The cup has always been special to Sunderland; I was too young for ‘73 but ‘92 I will never forget.
Not so much the final itself when we were outclassed by Liverpool but everything else that happened along the way!
Those who packed Roker Park for the quarter final replay with Chelsea will always remember the spine tingling moment Gordon Armstrong’s header sent Sunderland into a winnable semi final at Hillsborough against Norwich.
And we had to be there.
At that time, the club had very little experience of how to sell tickets for big games so the fairest way they could come up with was to ask fans to queue.
And we did ... in our thousands!
I was 17 at that time and the only other Sunderland fan at my school, Dan, picked me up in North Yorkshire in his Mini Metro at 3am to head to Wearside.
Our hearts sank when we arrived to see the mass of bodies, smothered in hats and scarves, snaked around the old stands.
It took us about half an hour to choose a queue: none seemed smaller than another but every minute more people were filling the Roker roads and panic was rising.
As light dawned, the turnstiles started to crank open. Our queue didn’t seem to be moving and word reached us that behind the Clock Stand a new gate had opened.
We gambled, having queued for four hours in one place we left our spot to chance our arm elsewhere.
Frustration spilled over in some who realised they weren’t going to be going to Hillsborough; the atmosphere which had been jovial overnight was turning sour.
We just had to keep our heads down and hope we were edging closer and closer to the open door.
Two hours later I emerged from the stand clutching two tickets for the FA Cup semi finals ... it had all been worthwhile.
Hillsborough felt like a dream, the long journey down, the climb up the towering Kop from where the players seemed like red and white dots below, the dizzying celebrations, and on the way home the plans for Wembley.
To prevent the frightening and potentially hazardous scenes of weeks earlier a voucher scheme was deemed the best way to distribute tickets for Wembley: three stubs from league games and hope the lucky number on your ticket came up.
And so crowds leapt for the last few games of the season as we all joined the cup final lottery.
But when it came to the crunch my numbers came up but my brother’s didn’t and nor did my mate Dan’s ... and I couldn’t go without them.
My other cup memories are fairly random, particularly since I moved south.
There was an embarrassing exit at Brentford in 2006 which was barely considered a shock, despite the fact they were two divisions below, when Gary Breen and Neill Collins were terrorised by DJ Campbell.
But more enjoyably I recall a fourth round win at Rotherham in 1998 when Super Kev plundered a hat-trick in a 5-1 win and the away following in that tiny ground was as loud as any I can remember.

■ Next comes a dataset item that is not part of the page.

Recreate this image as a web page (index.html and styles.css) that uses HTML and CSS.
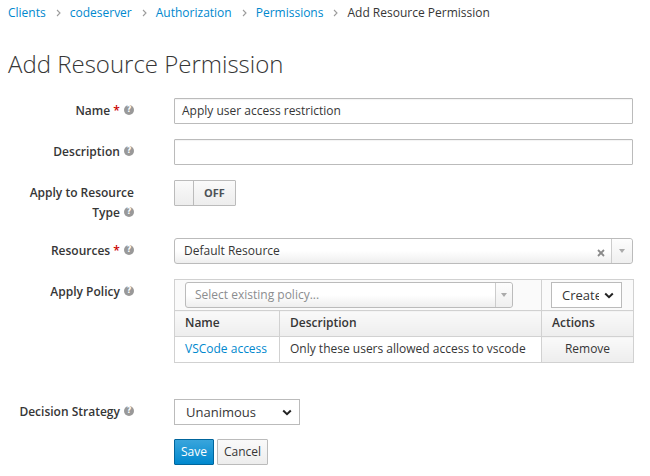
FILE: index.html
```html
<!DOCTYPE html>
<html lang="en">
<head>
<meta charset="utf-8">
<title>Add Resource Permission</title>
<link rel="stylesheet" href="styles.css">
</head>
<body>
<div class="page">
  <ol class="crumbs">
    <li><a class="link">Clients</a></li>
    <li class="sep"><svg width="5" height="8" viewBox="0 0 5 8"><polyline points="1,1 4,4 1,7" fill="none" stroke="#9c9c9c" stroke-width="1.1"/></svg></li>
    <li><a class="link">codeserver</a></li>
    <li class="sep"><svg width="5" height="8" viewBox="0 0 5 8"><polyline points="1,1 4,4 1,7" fill="none" stroke="#9c9c9c" stroke-width="1.1"/></svg></li>
    <li><a class="link">Authorization</a></li>
    <li class="sep"><svg width="5" height="8" viewBox="0 0 5 8"><polyline points="1,1 4,4 1,7" fill="none" stroke="#9c9c9c" stroke-width="1.1"/></svg></li>
    <li><a class="link">Permissions</a></li>
    <li class="sep"><svg width="5" height="8" viewBox="0 0 5 8"><polyline points="1,1 4,4 1,7" fill="none" stroke="#9c9c9c" stroke-width="1.1"/></svg></li>
    <li class="current">Add Resource Permission</li>
  </ol>

  <h1 class="title">Add Resource Permission</h1>

  <div class="form">
    <div class="row">
      <div class="lbl">Name <span class="req">*</span> <span class="help">?</span></div>
      <div class="ctl"><div class="input">Apply user access restriction</div></div>
    </div>

    <div class="row">
      <div class="lbl">Description <span class="help">?</span></div>
      <div class="ctl"><div class="input"></div></div>
    </div>

    <div class="row">
      <div class="lbl">Apply to Resource Type <span class="help">?</span></div>
      <div class="ctl">
        <div class="switch"><span class="sw-handle"></span><span class="sw-off">OFF</span></div>
      </div>
    </div>

    <div class="row">
      <div class="lbl">Resources <span class="req">*</span> <span class="help">?</span></div>
      <div class="ctl">
        <div class="s2 s2-res">
          <span class="s2-text">Default Resource</span>
          <span class="s2-clear"><svg width="8" height="8" viewBox="0 0 8 8"><path d="M1 1 L7 7 M7 1 L1 7" stroke="#8a8a8a" stroke-width="1.8"/></svg></span>
          <span class="s2-arrow"><svg width="6" height="4" viewBox="0 0 6 4"><polygon points="0,0 6,0 3,4" fill="#aaa"/></svg></span>
        </div>
      </div>
    </div>

    <div class="row row-table">
      <div class="lbl">Apply Policy <span class="help">?</span></div>
      <div class="ctl">
        <table class="ptable">
          <colgroup><col class="c1"><col class="c2"><col class="c3"></colgroup>
          <thead>
            <tr class="toolbar">
              <td colspan="2" class="tb-left">
                <div class="s2 s2-pol">
                  <span class="s2-text placeholder">Select existing policy...</span>
                  <span class="s2-arrow"><svg width="6" height="4" viewBox="0 0 6 4"><polygon points="0,0 6,0 3,4" fill="#aaa"/></svg></span>
                </div>
              </td>
              <td class="tb-right">
                <div class="nsel nsel-create">
                  <span class="nsel-text">Create Policy...</span>
                  <svg class="chev" width="10" height="7" viewBox="0 0 10 7"><polyline points="1.2,1.5 5,5.2 8.8,1.5" fill="none" stroke="#222" stroke-width="2"/></svg>
                </div>
              </td>
            </tr>
            <tr class="head">
              <th>Name</th>
              <th>Description</th>
              <th>Actions</th>
            </tr>
          </thead>
          <tbody>
            <tr>
              <td><a class="link">VSCode access</a></td>
              <td>Only these users allowed access to vscode</td>
              <td class="action">Remove</td>
            </tr>
          </tbody>
        </table>
      </div>
    </div>

    <div class="row row-strategy">
      <div class="lbl">Decision Strategy <span class="help">?</span></div>
      <div class="ctl">
        <div class="nsel nsel-strategy">
          <span class="nsel-text">Unanimous</span>
          <svg class="chev" width="10" height="7" viewBox="0 0 10 7"><polyline points="1.2,1.5 5,5.2 8.8,1.5" fill="none" stroke="#222" stroke-width="2"/></svg>
        </div>
      </div>
    </div>

    <div class="row">
      <div class="lbl"></div>
      <div class="ctl buttons">
        <button class="btn btn-primary">Save</button>
        <button class="btn btn-default">Cancel</button>
      </div>
    </div>
  </div>
</div>
</body>
</html>
```

FILE: styles.css
```css
html, body {
  margin: 0;
  padding: 0;
  background: #fff;
}

body {
  font-family: "Open Sans", "Liberation Sans", sans-serif;
  font-size: 12px;
  color: #363636;
}

.page {
  padding: 3px 8px 0 8px;
}

.link {
  color: #0088ce;
  text-decoration: none;
}

/* breadcrumb */
.crumbs {
  list-style: none;
  margin: 0;
  padding: 0;
  display: flex;
  align-items: center;
  line-height: 20px;
  height: 20px;
}

.crumbs .sep {
  display: flex;
  align-items: center;
  margin: 0 9px 0 10px;
}

.crumbs .current {
  color: #363636;
}

/* title */
.title {
  font-size: 24px;
  font-weight: 300;
  line-height: 26px;
  margin: 28px 0 21px 0;
  color: #363636;
}

/* form */
.row {
  display: flex;
  margin-bottom: 15px;
}

.lbl {
  width: 126px;
  flex: none;
  margin-right: 40px;
  padding-top: 3px;
  line-height: 20px;
  text-align: right;
  font-weight: 600;
  color: #363636;
}

.ctl {
  width: 459px;
  flex: none;
}

.req {
  color: #cc0000;
  font-weight: 600;
}

.help {
  display: inline-block;
  width: 10px;
  height: 10px;
  border-radius: 50%;
  background: #999;
  color: #fff;
  font-family: "DejaVu Sans", sans-serif;
  font-size: 8px;
  font-weight: bold;
  line-height: 10px;
  text-align: center;
  vertical-align: middle;
  margin-left: 1px;
  position: relative;
  top: -2px;
}

.input {
  box-sizing: border-box;
  height: 26px;
  border: 1px solid #bbb;
  border-radius: 1px;
  padding: 2px 7px;
  line-height: 20px;
  background: #fff;
  box-shadow: inset 0 1px 1px rgba(3, 3, 3, 0.05);
  color: #363636;
}

/* switch */
.switch {
  box-sizing: border-box;
  display: flex;
  width: 62px;
  height: 26px;
  border: 1px solid #bbb;
  border-radius: 1px;
  overflow: hidden;
}

.sw-handle {
  width: 18px;
  border-right: 1px solid #bbb;
  background: linear-gradient(#fafafa, #ededed);
}

.sw-off {
  flex: 1;
  text-align: center;
  line-height: 24px;
  font-size: 11px;
  font-weight: 700;
  color: #4d5258;
  background: linear-gradient(#fafafa, #ededed);
}

/* select2-like */
.s2 {
  box-sizing: border-box;
  position: relative;
  display: flex;
  align-items: center;
  height: 26px;
  border: 1px solid #bbb;
  border-radius: 3px;
  background: linear-gradient(#fff 0%, #fff 50%, #eee 100%);
}

.s2-text {
  flex: 1;
  padding-left: 9px;
  line-height: 20px;
  color: #363636;
  white-space: nowrap;
  overflow: hidden;
}

.s2-text.placeholder {
  color: #8b8d8f;
}

.s2-clear {
  display: flex;
  align-items: center;
  margin-right: 6px;
  margin-top: 4px;
}

.s2-arrow {
  box-sizing: border-box;
  align-self: stretch;
  display: flex;
  align-items: center;
  justify-content: center;
  width: 21px;
  border-left: 1px solid #ccc;
  background: linear-gradient(#fdfdfd, #efefef);
  border-radius: 0 3px 3px 0;
}

.s2-pol {
  width: 328px;
}

.s2-pol .s2-arrow {
  width: 17px;
}

/* native select look */
.nsel {
  box-sizing: border-box;
  display: flex;
  align-items: center;
  height: 26px;
  border: 1px solid #bbb;
  background: #fff;
}

.nsel-text {
  flex: 1;
  overflow: hidden;
  white-space: nowrap;
  line-height: 20px;
  color: #363636;
}

.nsel .chev {
  flex: none;
  margin-right: 7px;
}

.nsel-create {
  width: 71px;
}

.nsel-create .nsel-text {
  padding-left: 10px;
  margin-right: 5px;
  font-size: 13px;
}

.nsel-strategy {
  width: 126px;
}

.nsel-strategy .nsel-text {
  padding-left: 11px;
  font-size: 13px;
}

/* policy table */
.row-table {
  margin-bottom: 36px;
}

.row-strategy {
  margin-bottom: 14px;
}

.ptable {
  width: 459px;
  border-collapse: collapse;
  table-layout: fixed;
  border: 1px solid #d1d1d1;
}

.ptable .c1 { width: 105px; }
.ptable .c2 { width: 262px; }
.ptable .c3 { width: 92px; }

.ptable td,
.ptable th {
  border: 1px solid #d1d1d1;
  padding: 2px 10px 3px 10px;
  line-height: 20px;
  text-align: left;
  white-space: nowrap;
}

.ptable th {
  font-weight: 600;
  background: linear-gradient(#fafafa, #ededed);
}

.toolbar td {
  background: #fafafa;
  padding: 2px 10px 2px 10px;
}

.toolbar .tb-right {
  padding-left: 9px;
}

.ptable td.action {
  text-align: center;
  background: linear-gradient(#fafafa, #ededed);
}

/* buttons */
.buttons {
  display: flex;
  gap: 3px;
}

.btn {
  box-sizing: border-box;
  height: 26px;
  padding: 2px 6px;
  border: 1px solid #bbb;
  border-radius: 1px;
  font-family: "Open Sans", "Liberation Sans", sans-serif;
  font-size: 12px;
  line-height: 20px;
  margin: 0;
}

.btn-primary {
  color: #fff;
  background: linear-gradient(#39a5dc, #0088ce);
  border-color: #00659c;
}

.btn-default {
  color: #363636;
  background: linear-gradient(#fafafa, #ededed);
}
```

And those memories came flooding back to me last week at Craven Cottage when I was part of the 4,000 who revelled in a display of real attacking intent.
And that’s the beauty of the cup.
It isn’t about going away to try and nick a point.
It encourages managers to be positive, more away fans fill the grounds and help to create an atmosphere that we just don’t experience at league games any more.
Sunday at Bradford is going to be special, and it’s a great shame a wider TV audience won’t be able to experience it too.
I understand the reasons, broadcasters fancied Fulham to progress in the replay at Sunderland’s expense.
And that tie would have been a much harder sell.
But the Bantams could pose an even greater threat to Gus Poyet and his team than Fulham did in round four.
A confident side, a woeful pitch, an old stadium packed to the rafters, this is what the FA Cup is all about.
And believe me, the 4,000 fans in the away end will make it a day to remember!